David Lynch17 September 2018

Considering that Liverpool’s meeting with Paris Saint Germain this week represents one of the early glamour ties of the new Champions League campaign, it is perhaps odd that the two sides have only ever faced off once before.

But it is easy to forget that, quite unlike their hosts on Tuesday, the entirety of the French champions’ past remains relatively recent history.

Formed in 1970 as a merger between Paris FC and Stade Saint-Germain, PSG’s early years were marred by a further split and relegation to third tier, and so fans were forced to wait until the 1985-86 season to celebrate a maiden Ligue 1 title.

By that point, the team who had most frequently conquered Europe in their absence - Liverpool - were beginning a six-year ban from continental competition in the aftermath of the tragic events at Heysel Stadium in May 1985.

And when the Reds eventually returned, they took time adapting to a landscape that had shifted significantly, performing poorly during their initial forays.

However, 1996’s FA Cup Final defeat to Manchester United brought consolation in the form of a place in the Cup Winners’ Cup and, after a kind draw saw MyPa, Sion and Brann dispatched en route to the semi-finals, supporters had an opportunity to dream of more European glory.

Their opponents in the last four would be defending champions PSG; regulars in the upper echelons of Ligue 1 who, at the time, could not have imagined their title win three seasons prior marked the start of a drought that would last until 2013.

Even the loss of soon-to-be World Cup-winner Youri Djorkaeff the summer before had been offset by the arrival of a man who had already lifted the trophy in Brazilian maestro Leonardo.

As ever, though, a Liverpool side famed for their buccaneering approach under Roy Evans felt they had nothing to fear as they headed to the Parc des Princes for the first leg of a semi-final tie that promised much.

Jason McAteer, a member of the Reds’ starting XI that April evening, recalls: “We went into the game in Paris without changing tactics really.

“We were a very expansive, easy-on-the-eye team, loved attacking and our way was that we’d score more goals than them.

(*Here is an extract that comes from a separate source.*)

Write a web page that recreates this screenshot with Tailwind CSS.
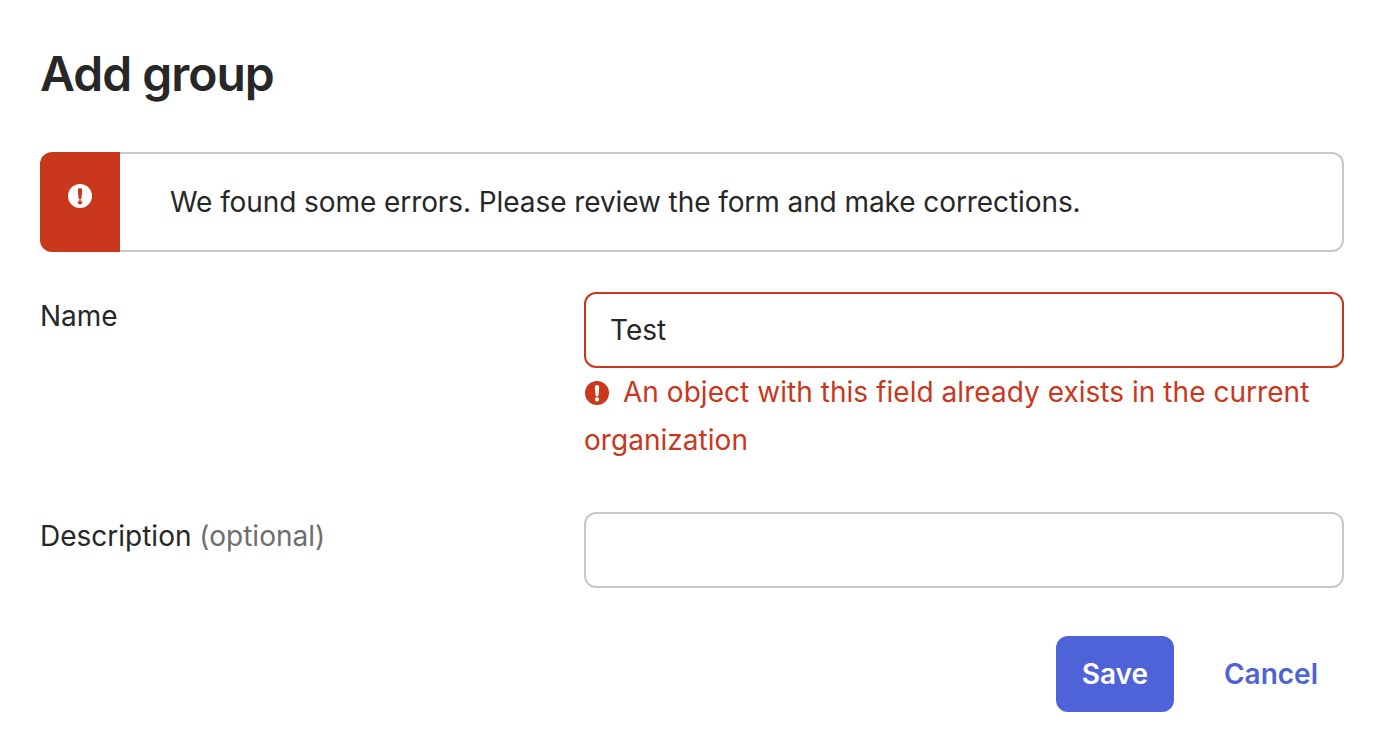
<!DOCTYPE html>
<html lang="en">

<head>
    <meta charset="UTF-8">
    <title>Add group</title>
    <script src="https://cdn.jsdelivr.net/npm/@tailwindcss/browser@4"></script>
</head>

<body class="bg-white font-['Inter',sans-serif] text-[#272727] text-[28px]">
    <div class="w-[1382px] h-[752px] overflow-hidden pl-10 pr-[38px] pt-[44px]">
        <h1 class="text-[48px] leading-[60px] font-semibold tracking-[-1px]">Add group</h1>

        <div class="mt-[48px] flex h-[100px]">
            <div class="w-[80px] h-[100px] rounded-l-xl bg-[#c9371c] flex justify-center pt-[32px] shrink-0">
                <svg class="w-6 h-6" viewBox="0 0 24 24"><circle cx="12" cy="12" r="12" fill="#fff"/><path d="M9.8 6.2a2.2 2.2 0 0 1 4.4 0L13.5 14a1.5 1.5 0 0 1-3 0z" fill="#c9371c"/><circle cx="12" cy="18.4" r="2.1" fill="#c9371c"/></svg>
            </div>
            <p class="flex-1 rounded-r-xl border-2 border-l-0 border-[#c9c9c9] pl-[50px] leading-[96px] tracking-[-0.08px]">We found some errors. Please review the form and make corrections.</p>
        </div>

        <form class="mt-[40px]">
            <div class="flex">
                <label class="w-[544px] leading-[48px] shrink-0">Name</label>
                <div class="flex-1">
                    <input type="text" value="Test" class="w-full h-[76px] rounded-xl border-2 border-[#c9371c] px-[24px] outline-none text-[28px] text-[#272727]">
                    <p class="leading-[48px] text-[#c9371c] tracking-[0.04px]">
                        <svg class="inline-block w-6 h-6 ml-[1px] mr-[14px] align-[-3px]" viewBox="0 0 24 24"><circle cx="12" cy="12" r="12" fill="#c9371c"/><path d="M9.8 6.2a2.2 2.2 0 0 1 4.4 0L13.5 14a1.5 1.5 0 0 1-3 0z" fill="#fff"/><circle cx="12" cy="18.4" r="2.1" fill="#fff"/></svg>An object with this field already exists in the current organization
                    </p>
                </div>
            </div>
            <div class="flex mt-[48px]">
                <label class="w-[544px] leading-[48px] shrink-0">Description <span class="text-[#6e6e6e]">(optional)</span></label>
                <input type="text" class="flex-1 h-[76px] rounded-xl border-2 border-[#c9c9c9] px-[24px] outline-none">
            </div>
            <div class="flex justify-end items-center mt-[48px]">
                <button type="button" class="w-[118px] h-[76px] rounded-xl bg-[#4f63d9] text-white font-semibold">Save</button>
                <button type="button" class="ml-[50px] mr-[26px] text-[#4f63d9] font-semibold">Cancel</button>
            </div>
        </form>
    </div>
</body>

</html>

“I felt we were a bit naive to be honest with all guns blazing and maybe didn’t show them too much respect.”

The result of that naivety? A 3-0 hammering courtesy of goals from Leonardo, Benoit Cauet and Jerome Leroy that appeared to extinguish all hope of Liverpool announcing their return to Europe’s top table.

Another starter from that game, striker Stan Collymore, recounts a story in which an exasperated Evans asked his players upon their return to England what exactly had gone wrong.

He alleges that David James was the first to speak out, bizarrely declaring that the beds in the team’s luxurious hotel in nearby Versailles were “too comfortable”.

Given the hosts’ first two goals were preceded by a poor punch and then a flap at a cross, perhaps the goalkeeper had a point, but that didn’t raise the mood among the squad.

“I felt a little bit - not ashamed - but when you let people down and you haven’t really got an answer for them,” McAteer explains.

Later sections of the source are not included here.